# RECORDS TO USE start

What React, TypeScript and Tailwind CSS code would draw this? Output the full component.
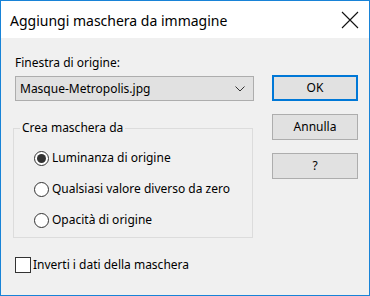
import { useState } from "react";

const font = { fontFamily: '"Noto Sans", "Open Sans", sans-serif' };

function Radio({ checked, label, onClick }: { checked: boolean; label: string; onClick: () => void }) {
  return (
    <div className="flex items-center h-[16px] cursor-default" onClick={onClick}>
      <span className="w-[15px] h-[15px] rounded-full border border-[#333333] bg-white flex items-center justify-center">
        {checked && <span className="w-[9px] h-[9px] rounded-full bg-[#333333]" />}
      </span>
      <span className="ml-[3px] text-[12px] leading-[16px] text-[#000000]">{label}</span>
    </div>
  );
}

function Button({ label, primary }: { label: string; primary?: boolean }) {
  return (
    <button
      className={`w-[86px] h-[26px] bg-[#e1e1e1] text-[12px] text-black flex items-center justify-center ${
        primary ? "border-2 border-[#0078d7]" : "border border-[#adadad]"
      }`}
    >
      {label}
    </button>
  );
}

export default function App() {
  const [mode, setMode] = useState("lum");
  const [invert, setInvert] = useState(false);

  const options = [
    { label: "Luminanza di origine", value: "lum" },
    { label: "Qualsiasi valore diverso da zero", value: "nonzero" },
    { label: "Opacità di origine", value: "opacity" },
  ];

  return (
    <div
      className="w-[370px] h-[296px] border border-[#1883d7] bg-[#f0f0f0] flex flex-col text-black"
      style={font}
    >
      {/* Title bar */}
      <div className="h-[37px] bg-white flex items-center justify-between pl-[9px] pr-[10px]">
        <span className="text-[14px] leading-[20px] mt-[2px]">Aggiungi maschera da immagine</span>
        <svg width="18" height="18" viewBox="0 0 18 18" className="mt-[1px]">
          <path d="M1 1 L17 17 M17 1 L1 17" stroke="#111" strokeWidth="1.1" fill="none" />
        </svg>
      </div>

      {/* Body */}
      <div className="flex flex-1">
        <div className="ml-[12px] w-[240px] flex flex-col">
          <div className="mt-[17px] ml-[2px] text-[12px] leading-[16px]">Finestra di origine:</div>
          <div className="mt-[5px] ml-[2px] h-[25px] w-[239px] bg-[#e1e1e1] border border-[#adadad] flex items-center justify-between pl-[4px] pr-[8px]">
            <span className="text-[12px] leading-[16px]">Masque-Metropolis.jpg</span>
            <svg width="10" height="6" viewBox="0 0 10 6">
              <path d="M0.5 0.5 L5 5 L9.5 0.5" stroke="#333" strokeWidth="1" fill="none" />
            </svg>
          </div>

          {/* Group box */}
          <fieldset className="mt-[19px] w-[240px] h-[118px] border border-[#dcdcdc] p-0">
            <legend className="ml-[6px] px-[2px] text-[12px] leading-[16px]">Crea maschera da</legend>
            <div className="flex flex-col gap-[15px] mt-[14px] pl-[20px]">
              {options.map((o) => (
                <Radio
                  key={o.value}
                  label={o.label}
                  checked={mode === o.value}
                  onClick={() => setMode(o.value)}
                />
              ))}
            </div>
          </fieldset>

          <div className="mt-[19px] ml-[2px] flex items-center cursor-default" onClick={() => setInvert(!invert)}>
            <span className="w-[16px] h-[16px] border border-[#333333] bg-white flex items-center justify-center text-[11px]">
              {invert ? "✓" : ""}
            </span>
            <span className="ml-[2px] text-[12px] leading-[16px]">Inverti i dati della maschera</span>
          </div>
        </div>

        <div className="ml-[19px] mt-[37px] flex flex-col gap-[13px]">
          <Button label="OK" primary />
          <Button label="Annulla" />
          <Button label="?" />
        </div>
      </div>
    </div>
  );
}
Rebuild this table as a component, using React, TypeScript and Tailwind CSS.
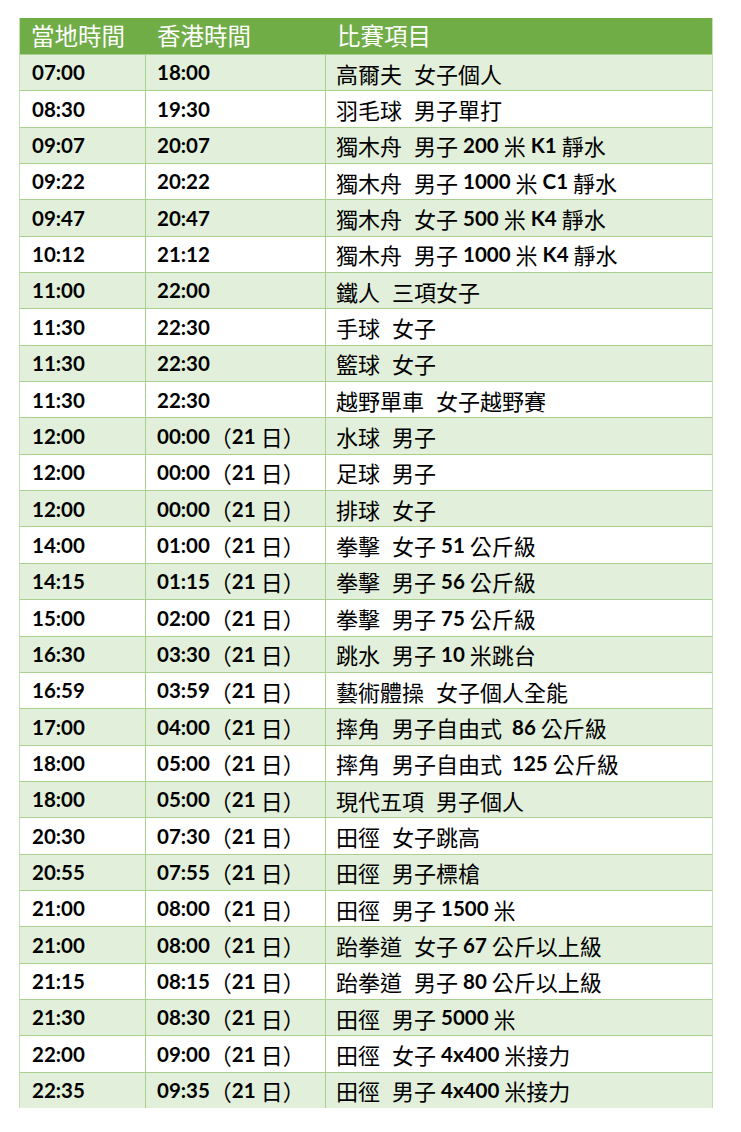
import React from "react";

// 賽程表：當地時間 / 香港時間 / 比賽項目
const rows: [string, string, string][] = [
  ["07:00", "18:00", "高爾夫 女子個人"],
  ["08:30", "19:30", "羽毛球 男子單打"],
  ["09:07", "20:07", "獨木舟 男子 200 米 K1 靜水"],
  ["09:22", "20:22", "獨木舟 男子 1000 米 C1 靜水"],
  ["09:47", "20:47", "獨木舟 女子 500 米 K4 靜水"],
  ["10:12", "21:12", "獨木舟 男子 1000 米 K4 靜水"],
  ["11:00", "22:00", "鐵人 三項女子"],
  ["11:30", "22:30", "手球 女子"],
  ["11:30", "22:30", "籃球 女子"],
  ["11:30", "22:30", "越野單車 女子越野賽"],
  ["12:00", "00:00（21 日）", "水球 男子"],
  ["12:00", "00:00（21 日）", "足球 男子"],
  ["12:00", "00:00（21 日）", "排球 女子"],
  ["14:00", "01:00（21 日）", "拳擊 女子 51 公斤級"],
  ["14:15", "01:15（21 日）", "拳擊 男子 56 公斤級"],
  ["15:00", "02:00（21 日）", "拳擊 男子 75 公斤級"],
  ["16:30", "03:30（21 日）", "跳水 男子 10 米跳台"],
  ["16:59", "03:59（21 日）", "藝術體操 女子個人全能"],
  ["17:00", "04:00（21 日）", "摔角 男子自由式  86 公斤級"],
  ["18:00", "05:00（21 日）", "摔角 男子自由式  125 公斤級"],
  ["18:00", "05:00（21 日）", "現代五項 男子個人"],
  ["20:30", "07:30（21 日）", "田徑 女子跳高"],
  ["20:55", "07:55（21 日）", "田徑 男子標槍"],
  ["21:00", "08:00（21 日）", "田徑 男子 1500 米"],
  ["21:00", "08:00（21 日）", "跆拳道 女子 67 公斤以上級"],
  ["21:15", "08:15（21 日）", "跆拳道 男子 80 公斤以上級"],
  ["21:30", "08:30（21 日）", "田徑 男子 5000 米"],
  ["22:00", "09:00（21 日）", "田徑 女子 4x400 米接力"],
  ["22:35", "09:35（21 日）", "田徑 男子 4x400 米接力"],
];

const isLatin = (c: string) => /[A-Za-z0-9:]/.test(c);

// latin / digit runs are bold, CJK stays regular.
// a single space between two CJK words is rendered wider, like the source sheet
function Mixed({ text }: { text: string }) {
  const parts = text.split(/([A-Za-z0-9:]+| )/).filter((p) => p !== "");
  return (
    <>
      {parts.map((p, i) => {
        if (isLatin(p[0])) {
          return (
            <span key={i} className="font-bold font-['Lato',sans-serif] text-[20.5px]">
              {p}
            </span>
          );
        }
        if (p === " ") {
          const prev = parts[i - 1] ?? "";
          const next = parts[i + 1] ?? "";
          const wide = prev && next && !isLatin(prev[prev.length - 1]) && !isLatin(next[0]) && next !== " " && prev !== " ";
          return (
            <span key={i} className={wide ? "inline-block w-[12px]" : "inline-block w-[5px]"} />
          );
        }
        return <span key={i}>{p}</span>;
      })}
    </>
  );
}

export default function App() {
  return (
    <div className="min-h-[1132px] bg-white pt-[18px] pl-[19px] font-['Noto_Sans_CJK_TC','Noto_Sans',sans-serif] text-black">
      <div className="w-[694px] border-x border-[#c5dfb3]">
        <div className="grid grid-cols-[126px_180px_388px] h-[36px] bg-[#70ad47] text-white text-[23.5px] leading-none">
          <div className="flex items-center pl-[11px]">當地時間</div>
          <div className="flex items-center pl-[11px]">香港時間</div>
          <div className="flex items-center pl-[11px]">比賽項目</div>
        </div>
        {rows.map((r, i) => (
          <div
            key={i}
            className={`grid grid-cols-[126px_180px_388px] h-[36.35px] border-t border-[#a9d08e] text-[22px] leading-none ${
              i % 2 === 0 ? "bg-[#e2efda]" : "bg-white"
            }`}
          >
            <div className="flex items-center pl-[12px] border-r border-[#a9d08e]">
              <Mixed text={r[0]} />
            </div>
            <div className="flex items-center pl-[11px] border-r border-[#a9d08e]">
              <Mixed text={r[1]} />
            </div>
            <div className="flex items-center pl-[10px]">
              <Mixed text={r[2]} />
            </div>
          </div>
        ))}
      </div>
    </div>
  );
}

# RECORDS TO USE end

WHAT YOU WILL DO:
Your task is to retype exactly the lines from the one containing "Rebuild this table" through the one containing "import React from", leaving every picture out.

EXPECTED OUTPUT:
Rebuild this table as a component, using React, TypeScript and Tailwind CSS.
import React from "react";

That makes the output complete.